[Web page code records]
□ □ □

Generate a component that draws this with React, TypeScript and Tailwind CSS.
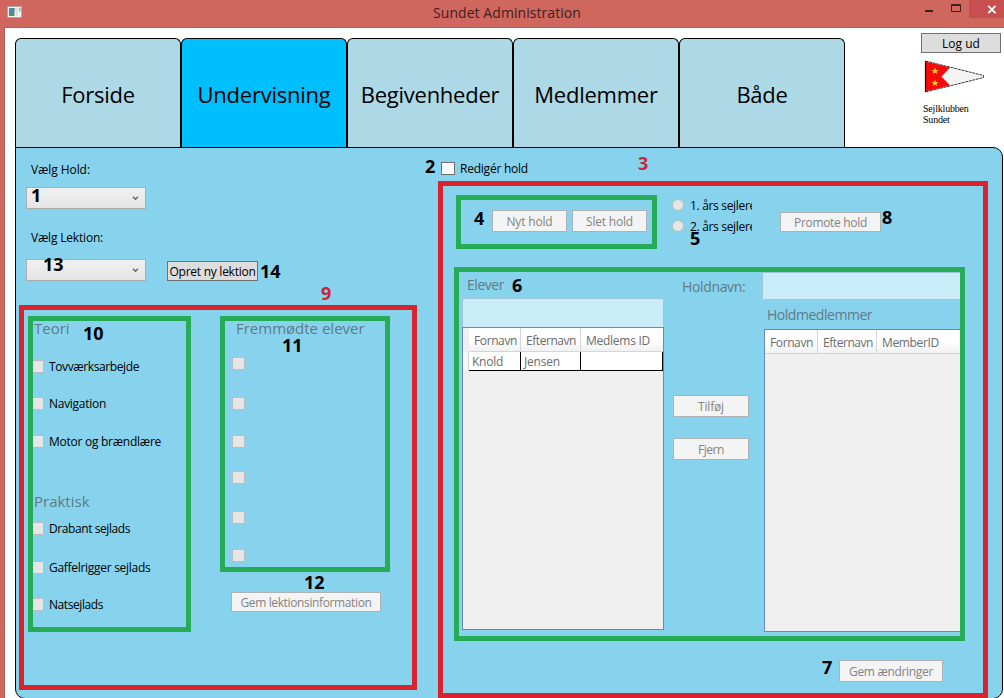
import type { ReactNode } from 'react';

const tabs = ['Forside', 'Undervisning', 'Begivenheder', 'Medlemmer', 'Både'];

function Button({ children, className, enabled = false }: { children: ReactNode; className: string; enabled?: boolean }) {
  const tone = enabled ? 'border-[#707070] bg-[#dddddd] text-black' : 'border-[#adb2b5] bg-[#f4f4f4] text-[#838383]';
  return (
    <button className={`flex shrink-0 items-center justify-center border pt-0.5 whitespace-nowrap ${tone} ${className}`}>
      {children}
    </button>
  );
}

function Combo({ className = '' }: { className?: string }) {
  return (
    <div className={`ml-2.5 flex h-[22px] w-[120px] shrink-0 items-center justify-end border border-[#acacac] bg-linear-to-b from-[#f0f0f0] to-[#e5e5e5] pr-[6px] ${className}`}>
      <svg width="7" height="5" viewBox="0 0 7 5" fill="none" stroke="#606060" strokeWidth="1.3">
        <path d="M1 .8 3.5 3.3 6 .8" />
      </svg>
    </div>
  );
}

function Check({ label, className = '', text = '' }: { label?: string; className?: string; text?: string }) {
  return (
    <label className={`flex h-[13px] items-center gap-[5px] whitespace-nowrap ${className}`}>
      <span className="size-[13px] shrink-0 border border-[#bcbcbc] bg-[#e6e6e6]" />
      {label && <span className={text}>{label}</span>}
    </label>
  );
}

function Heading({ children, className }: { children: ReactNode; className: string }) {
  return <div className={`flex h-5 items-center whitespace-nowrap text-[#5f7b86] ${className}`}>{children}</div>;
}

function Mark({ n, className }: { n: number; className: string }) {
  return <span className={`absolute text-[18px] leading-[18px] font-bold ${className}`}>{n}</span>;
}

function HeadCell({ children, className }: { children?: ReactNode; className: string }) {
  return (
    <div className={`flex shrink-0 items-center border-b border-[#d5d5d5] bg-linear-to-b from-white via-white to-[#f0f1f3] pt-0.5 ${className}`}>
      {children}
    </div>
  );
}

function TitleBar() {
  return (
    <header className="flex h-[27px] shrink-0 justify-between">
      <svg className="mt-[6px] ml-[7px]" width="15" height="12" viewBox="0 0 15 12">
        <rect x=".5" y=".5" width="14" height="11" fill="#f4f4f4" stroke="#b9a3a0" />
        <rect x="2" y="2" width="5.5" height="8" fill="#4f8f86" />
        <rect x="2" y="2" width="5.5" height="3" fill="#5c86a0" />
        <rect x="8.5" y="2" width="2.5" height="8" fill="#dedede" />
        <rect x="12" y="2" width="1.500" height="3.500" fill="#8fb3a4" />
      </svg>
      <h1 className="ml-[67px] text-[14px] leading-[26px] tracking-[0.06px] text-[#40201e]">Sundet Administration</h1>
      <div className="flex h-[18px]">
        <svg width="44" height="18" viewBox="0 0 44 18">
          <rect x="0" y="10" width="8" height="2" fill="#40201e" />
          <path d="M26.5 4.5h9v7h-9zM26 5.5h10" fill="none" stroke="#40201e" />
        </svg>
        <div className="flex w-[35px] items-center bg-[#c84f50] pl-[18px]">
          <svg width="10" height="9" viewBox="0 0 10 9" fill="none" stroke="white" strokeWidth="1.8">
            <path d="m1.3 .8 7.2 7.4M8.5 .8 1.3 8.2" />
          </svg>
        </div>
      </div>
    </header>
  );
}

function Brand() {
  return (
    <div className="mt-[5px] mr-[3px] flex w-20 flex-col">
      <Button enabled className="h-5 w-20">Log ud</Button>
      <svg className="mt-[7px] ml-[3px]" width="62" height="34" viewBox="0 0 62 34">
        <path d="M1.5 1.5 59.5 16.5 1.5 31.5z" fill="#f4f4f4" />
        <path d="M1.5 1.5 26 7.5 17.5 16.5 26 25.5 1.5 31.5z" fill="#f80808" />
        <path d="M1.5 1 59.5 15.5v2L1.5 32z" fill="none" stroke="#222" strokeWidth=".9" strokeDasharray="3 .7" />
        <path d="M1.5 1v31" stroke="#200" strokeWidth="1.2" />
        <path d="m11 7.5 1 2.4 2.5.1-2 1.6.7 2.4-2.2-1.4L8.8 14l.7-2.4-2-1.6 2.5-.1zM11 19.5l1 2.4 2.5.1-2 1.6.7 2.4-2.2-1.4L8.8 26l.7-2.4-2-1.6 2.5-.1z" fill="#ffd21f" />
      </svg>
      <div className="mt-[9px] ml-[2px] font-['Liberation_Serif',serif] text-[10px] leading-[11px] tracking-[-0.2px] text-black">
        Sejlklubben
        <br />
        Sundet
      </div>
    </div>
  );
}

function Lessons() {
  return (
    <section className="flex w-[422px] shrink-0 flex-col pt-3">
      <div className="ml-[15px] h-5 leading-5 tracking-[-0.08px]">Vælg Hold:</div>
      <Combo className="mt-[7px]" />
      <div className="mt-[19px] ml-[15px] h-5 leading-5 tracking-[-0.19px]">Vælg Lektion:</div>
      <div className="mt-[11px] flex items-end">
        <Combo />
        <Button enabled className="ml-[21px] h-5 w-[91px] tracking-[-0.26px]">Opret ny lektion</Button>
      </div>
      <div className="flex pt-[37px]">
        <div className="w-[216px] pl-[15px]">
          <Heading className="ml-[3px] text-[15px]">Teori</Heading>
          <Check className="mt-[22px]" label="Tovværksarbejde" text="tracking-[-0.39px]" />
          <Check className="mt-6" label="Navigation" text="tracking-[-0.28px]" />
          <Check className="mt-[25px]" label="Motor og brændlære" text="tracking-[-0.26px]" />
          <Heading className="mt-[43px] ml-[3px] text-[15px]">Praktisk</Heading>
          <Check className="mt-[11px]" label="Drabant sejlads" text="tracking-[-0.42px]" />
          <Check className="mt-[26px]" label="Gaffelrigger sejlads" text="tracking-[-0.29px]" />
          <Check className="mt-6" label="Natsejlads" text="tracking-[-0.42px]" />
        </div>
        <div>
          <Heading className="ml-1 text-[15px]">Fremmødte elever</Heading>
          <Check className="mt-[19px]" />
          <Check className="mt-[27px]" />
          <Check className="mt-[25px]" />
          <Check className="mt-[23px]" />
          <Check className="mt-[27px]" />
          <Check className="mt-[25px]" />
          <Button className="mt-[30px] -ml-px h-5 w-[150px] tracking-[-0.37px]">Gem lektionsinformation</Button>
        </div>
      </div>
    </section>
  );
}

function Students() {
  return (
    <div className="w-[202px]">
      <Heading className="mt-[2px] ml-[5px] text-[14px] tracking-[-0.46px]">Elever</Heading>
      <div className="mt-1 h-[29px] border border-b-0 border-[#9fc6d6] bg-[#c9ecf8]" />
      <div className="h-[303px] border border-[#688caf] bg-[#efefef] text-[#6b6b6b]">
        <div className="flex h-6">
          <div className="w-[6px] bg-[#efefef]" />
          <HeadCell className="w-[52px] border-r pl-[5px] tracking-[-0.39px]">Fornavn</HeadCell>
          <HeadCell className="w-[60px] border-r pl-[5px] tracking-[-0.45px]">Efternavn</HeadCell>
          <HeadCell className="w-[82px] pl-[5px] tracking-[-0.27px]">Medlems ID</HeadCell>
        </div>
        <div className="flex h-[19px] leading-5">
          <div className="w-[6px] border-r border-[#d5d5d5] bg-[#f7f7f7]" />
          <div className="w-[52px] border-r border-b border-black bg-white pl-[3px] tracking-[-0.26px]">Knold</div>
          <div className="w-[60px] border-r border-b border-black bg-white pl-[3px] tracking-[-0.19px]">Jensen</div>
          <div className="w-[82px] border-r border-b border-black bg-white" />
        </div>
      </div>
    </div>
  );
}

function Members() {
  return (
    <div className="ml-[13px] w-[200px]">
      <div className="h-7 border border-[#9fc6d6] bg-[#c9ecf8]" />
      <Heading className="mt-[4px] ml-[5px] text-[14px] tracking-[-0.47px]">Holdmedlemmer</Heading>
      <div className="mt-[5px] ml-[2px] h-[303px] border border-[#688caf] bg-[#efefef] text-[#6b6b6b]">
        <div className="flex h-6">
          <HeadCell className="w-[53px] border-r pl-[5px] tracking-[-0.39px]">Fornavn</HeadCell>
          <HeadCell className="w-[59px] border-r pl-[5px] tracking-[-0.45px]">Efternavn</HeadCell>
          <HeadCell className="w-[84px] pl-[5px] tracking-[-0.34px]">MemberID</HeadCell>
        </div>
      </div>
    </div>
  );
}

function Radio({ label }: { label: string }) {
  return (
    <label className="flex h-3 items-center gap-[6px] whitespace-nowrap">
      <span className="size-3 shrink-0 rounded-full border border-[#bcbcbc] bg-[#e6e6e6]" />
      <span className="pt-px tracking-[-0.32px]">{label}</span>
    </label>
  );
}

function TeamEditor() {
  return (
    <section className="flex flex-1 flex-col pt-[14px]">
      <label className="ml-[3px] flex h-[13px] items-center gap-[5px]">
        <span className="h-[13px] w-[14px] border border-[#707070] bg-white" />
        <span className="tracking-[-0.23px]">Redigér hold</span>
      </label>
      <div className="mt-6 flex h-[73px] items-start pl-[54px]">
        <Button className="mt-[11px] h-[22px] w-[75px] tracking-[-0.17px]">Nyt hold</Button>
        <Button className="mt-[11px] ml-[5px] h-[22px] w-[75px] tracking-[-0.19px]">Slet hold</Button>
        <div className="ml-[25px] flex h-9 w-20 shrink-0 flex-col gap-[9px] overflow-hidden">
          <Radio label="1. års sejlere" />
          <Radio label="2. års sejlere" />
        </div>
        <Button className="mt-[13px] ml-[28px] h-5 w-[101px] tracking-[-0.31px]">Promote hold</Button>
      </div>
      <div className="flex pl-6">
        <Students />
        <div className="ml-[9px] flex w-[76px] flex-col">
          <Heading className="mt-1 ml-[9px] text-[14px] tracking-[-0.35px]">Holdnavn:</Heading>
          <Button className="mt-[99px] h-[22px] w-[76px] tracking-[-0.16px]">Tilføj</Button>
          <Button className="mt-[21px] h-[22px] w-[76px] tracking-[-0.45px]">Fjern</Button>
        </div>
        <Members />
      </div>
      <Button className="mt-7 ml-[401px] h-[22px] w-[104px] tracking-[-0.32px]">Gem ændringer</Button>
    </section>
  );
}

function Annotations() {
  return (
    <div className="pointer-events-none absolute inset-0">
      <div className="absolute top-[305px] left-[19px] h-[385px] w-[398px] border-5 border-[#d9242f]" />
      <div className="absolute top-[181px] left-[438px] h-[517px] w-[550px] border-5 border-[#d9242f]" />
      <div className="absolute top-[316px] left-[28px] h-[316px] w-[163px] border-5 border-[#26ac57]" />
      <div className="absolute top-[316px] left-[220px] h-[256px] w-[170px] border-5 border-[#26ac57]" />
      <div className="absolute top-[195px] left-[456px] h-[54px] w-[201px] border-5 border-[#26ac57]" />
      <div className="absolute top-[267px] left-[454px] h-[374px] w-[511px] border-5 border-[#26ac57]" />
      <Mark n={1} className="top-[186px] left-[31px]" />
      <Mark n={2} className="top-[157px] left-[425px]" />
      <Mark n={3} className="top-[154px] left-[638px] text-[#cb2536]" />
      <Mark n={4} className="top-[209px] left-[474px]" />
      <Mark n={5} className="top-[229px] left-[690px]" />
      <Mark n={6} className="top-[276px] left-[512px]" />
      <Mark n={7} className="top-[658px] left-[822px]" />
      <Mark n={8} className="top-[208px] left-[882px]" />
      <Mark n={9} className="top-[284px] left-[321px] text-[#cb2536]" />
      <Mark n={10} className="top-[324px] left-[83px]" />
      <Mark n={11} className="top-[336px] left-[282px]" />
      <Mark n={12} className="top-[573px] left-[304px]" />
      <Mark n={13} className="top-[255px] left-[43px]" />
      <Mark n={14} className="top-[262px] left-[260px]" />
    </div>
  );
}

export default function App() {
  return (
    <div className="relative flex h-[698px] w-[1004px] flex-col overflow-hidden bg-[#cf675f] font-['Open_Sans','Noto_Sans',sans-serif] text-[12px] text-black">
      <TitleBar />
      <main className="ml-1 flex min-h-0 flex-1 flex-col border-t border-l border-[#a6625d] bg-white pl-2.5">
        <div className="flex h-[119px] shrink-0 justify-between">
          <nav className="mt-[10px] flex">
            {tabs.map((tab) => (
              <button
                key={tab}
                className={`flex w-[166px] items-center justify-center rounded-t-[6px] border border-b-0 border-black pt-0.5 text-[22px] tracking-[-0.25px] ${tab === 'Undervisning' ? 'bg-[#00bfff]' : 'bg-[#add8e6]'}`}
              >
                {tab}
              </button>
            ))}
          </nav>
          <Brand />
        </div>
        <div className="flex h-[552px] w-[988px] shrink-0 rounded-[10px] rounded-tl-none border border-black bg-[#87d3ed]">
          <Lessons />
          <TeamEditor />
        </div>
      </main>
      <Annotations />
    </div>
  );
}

□ □ □

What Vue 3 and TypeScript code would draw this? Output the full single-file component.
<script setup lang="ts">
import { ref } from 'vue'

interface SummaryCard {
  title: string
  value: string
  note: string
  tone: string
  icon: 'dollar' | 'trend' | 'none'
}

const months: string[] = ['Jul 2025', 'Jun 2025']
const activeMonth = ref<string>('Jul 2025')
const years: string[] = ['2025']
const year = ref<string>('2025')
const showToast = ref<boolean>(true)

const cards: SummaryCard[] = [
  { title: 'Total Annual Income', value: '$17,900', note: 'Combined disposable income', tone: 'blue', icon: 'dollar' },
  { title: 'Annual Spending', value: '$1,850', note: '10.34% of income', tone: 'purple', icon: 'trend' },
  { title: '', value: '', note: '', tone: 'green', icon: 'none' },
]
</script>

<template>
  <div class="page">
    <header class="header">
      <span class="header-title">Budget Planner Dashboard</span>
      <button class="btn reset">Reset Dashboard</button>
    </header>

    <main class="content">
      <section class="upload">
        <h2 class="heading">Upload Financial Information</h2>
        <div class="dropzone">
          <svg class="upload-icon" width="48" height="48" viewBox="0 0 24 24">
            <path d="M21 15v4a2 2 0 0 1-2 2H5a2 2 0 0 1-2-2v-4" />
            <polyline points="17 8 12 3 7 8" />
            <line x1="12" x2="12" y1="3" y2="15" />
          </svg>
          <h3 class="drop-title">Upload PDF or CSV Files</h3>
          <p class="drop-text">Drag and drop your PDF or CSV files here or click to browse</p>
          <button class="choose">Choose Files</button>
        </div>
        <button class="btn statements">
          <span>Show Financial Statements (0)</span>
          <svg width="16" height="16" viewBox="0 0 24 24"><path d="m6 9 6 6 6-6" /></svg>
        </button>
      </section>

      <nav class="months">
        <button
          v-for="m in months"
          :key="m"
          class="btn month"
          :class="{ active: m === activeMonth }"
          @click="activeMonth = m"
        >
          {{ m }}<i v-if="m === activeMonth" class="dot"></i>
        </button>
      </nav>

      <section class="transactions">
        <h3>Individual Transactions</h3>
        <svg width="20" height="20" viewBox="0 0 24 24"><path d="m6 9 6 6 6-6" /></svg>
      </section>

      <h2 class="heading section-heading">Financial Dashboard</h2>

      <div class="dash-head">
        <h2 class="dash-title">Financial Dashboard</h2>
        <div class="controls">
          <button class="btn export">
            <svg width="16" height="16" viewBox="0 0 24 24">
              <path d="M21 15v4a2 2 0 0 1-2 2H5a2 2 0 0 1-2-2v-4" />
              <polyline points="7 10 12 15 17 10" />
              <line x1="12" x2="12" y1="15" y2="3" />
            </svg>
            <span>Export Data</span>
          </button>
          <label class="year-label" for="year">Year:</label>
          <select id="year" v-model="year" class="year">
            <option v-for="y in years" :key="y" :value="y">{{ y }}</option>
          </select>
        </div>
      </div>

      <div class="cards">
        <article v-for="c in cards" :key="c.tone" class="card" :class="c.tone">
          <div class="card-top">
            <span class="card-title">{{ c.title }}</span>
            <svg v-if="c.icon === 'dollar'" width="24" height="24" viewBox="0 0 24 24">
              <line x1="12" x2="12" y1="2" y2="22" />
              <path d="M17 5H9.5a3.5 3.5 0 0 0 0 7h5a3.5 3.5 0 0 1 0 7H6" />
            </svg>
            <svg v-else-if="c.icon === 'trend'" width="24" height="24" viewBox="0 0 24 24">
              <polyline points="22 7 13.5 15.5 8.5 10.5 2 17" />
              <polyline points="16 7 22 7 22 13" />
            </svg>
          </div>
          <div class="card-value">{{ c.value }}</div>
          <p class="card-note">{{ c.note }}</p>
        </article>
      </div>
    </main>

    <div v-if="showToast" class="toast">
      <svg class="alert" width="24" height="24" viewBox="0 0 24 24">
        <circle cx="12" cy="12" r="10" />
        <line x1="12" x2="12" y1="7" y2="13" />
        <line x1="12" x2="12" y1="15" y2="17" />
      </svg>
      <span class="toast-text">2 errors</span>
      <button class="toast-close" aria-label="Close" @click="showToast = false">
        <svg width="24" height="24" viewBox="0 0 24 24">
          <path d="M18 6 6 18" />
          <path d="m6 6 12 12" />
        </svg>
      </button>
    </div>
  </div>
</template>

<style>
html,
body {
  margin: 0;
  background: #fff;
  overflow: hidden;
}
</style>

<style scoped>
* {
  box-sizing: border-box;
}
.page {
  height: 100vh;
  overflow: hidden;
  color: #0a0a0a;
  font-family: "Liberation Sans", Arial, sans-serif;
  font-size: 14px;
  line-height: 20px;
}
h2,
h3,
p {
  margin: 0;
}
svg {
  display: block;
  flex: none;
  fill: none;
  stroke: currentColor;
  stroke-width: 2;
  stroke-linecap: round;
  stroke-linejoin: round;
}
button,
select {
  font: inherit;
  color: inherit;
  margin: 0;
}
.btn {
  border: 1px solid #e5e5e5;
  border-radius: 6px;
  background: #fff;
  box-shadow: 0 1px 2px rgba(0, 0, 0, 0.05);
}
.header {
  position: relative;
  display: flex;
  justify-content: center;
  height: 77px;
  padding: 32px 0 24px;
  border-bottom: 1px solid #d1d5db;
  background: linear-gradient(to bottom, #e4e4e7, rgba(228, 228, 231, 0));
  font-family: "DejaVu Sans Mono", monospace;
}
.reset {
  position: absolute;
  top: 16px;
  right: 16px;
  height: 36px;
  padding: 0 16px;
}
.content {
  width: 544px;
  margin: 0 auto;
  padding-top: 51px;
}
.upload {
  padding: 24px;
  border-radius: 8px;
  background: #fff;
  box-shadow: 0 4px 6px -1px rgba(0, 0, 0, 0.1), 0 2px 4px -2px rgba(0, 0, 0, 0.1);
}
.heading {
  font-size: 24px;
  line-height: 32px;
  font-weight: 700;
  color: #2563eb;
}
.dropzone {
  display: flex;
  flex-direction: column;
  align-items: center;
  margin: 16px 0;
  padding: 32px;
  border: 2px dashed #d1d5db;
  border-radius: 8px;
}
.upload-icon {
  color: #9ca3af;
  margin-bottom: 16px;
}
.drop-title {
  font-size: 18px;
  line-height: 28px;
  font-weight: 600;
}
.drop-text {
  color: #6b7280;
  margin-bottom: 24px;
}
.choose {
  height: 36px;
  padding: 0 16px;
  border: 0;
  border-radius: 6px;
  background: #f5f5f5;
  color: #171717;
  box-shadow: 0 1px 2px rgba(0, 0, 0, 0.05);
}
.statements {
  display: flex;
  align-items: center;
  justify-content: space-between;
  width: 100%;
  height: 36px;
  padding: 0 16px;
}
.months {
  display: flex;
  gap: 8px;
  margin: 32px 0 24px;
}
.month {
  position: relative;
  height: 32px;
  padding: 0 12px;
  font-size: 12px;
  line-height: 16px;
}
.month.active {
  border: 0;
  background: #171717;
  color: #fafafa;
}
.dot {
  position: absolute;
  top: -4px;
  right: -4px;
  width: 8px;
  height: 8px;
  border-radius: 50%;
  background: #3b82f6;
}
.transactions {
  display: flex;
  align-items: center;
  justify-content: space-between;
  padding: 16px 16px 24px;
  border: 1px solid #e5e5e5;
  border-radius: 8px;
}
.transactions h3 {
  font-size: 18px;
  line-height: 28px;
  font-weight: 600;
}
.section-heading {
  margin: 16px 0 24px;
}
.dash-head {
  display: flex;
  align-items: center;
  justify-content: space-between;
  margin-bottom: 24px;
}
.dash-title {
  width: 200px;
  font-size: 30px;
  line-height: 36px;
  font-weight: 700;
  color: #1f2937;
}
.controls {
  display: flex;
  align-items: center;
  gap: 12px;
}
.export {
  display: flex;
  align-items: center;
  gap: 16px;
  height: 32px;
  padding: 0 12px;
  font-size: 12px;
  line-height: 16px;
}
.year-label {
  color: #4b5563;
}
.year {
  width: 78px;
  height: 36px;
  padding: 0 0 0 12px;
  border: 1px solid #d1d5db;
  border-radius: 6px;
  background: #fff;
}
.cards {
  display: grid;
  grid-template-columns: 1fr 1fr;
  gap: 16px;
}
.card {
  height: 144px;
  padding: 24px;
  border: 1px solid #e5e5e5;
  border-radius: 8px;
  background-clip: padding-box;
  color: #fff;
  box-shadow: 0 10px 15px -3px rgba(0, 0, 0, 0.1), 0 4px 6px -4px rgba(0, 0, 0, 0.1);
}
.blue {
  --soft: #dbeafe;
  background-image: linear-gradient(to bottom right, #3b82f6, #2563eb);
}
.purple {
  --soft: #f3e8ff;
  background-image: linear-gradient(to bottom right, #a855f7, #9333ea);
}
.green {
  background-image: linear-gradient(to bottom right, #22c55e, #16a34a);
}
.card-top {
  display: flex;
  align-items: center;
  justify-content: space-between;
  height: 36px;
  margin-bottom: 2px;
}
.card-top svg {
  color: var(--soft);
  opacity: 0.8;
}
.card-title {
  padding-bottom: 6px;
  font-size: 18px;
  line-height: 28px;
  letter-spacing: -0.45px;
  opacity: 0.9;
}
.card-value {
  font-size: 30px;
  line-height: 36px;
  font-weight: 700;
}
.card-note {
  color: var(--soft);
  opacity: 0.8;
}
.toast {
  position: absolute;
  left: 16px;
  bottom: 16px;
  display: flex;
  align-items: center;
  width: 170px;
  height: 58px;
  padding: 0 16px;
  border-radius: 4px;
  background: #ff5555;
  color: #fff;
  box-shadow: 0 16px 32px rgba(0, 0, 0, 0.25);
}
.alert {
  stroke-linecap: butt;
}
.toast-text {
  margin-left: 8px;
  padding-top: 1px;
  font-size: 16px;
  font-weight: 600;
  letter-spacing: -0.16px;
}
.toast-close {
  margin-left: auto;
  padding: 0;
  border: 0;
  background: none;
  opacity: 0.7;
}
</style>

□ □ □

■ THE PROBLEM
Copy each line above that contains the string "component".

■ IN RESPONSE
Generate a component that draws this with React, TypeScript and Tailwind CSS.
What Vue 3 and TypeScript code would draw this? Output the full single-file component.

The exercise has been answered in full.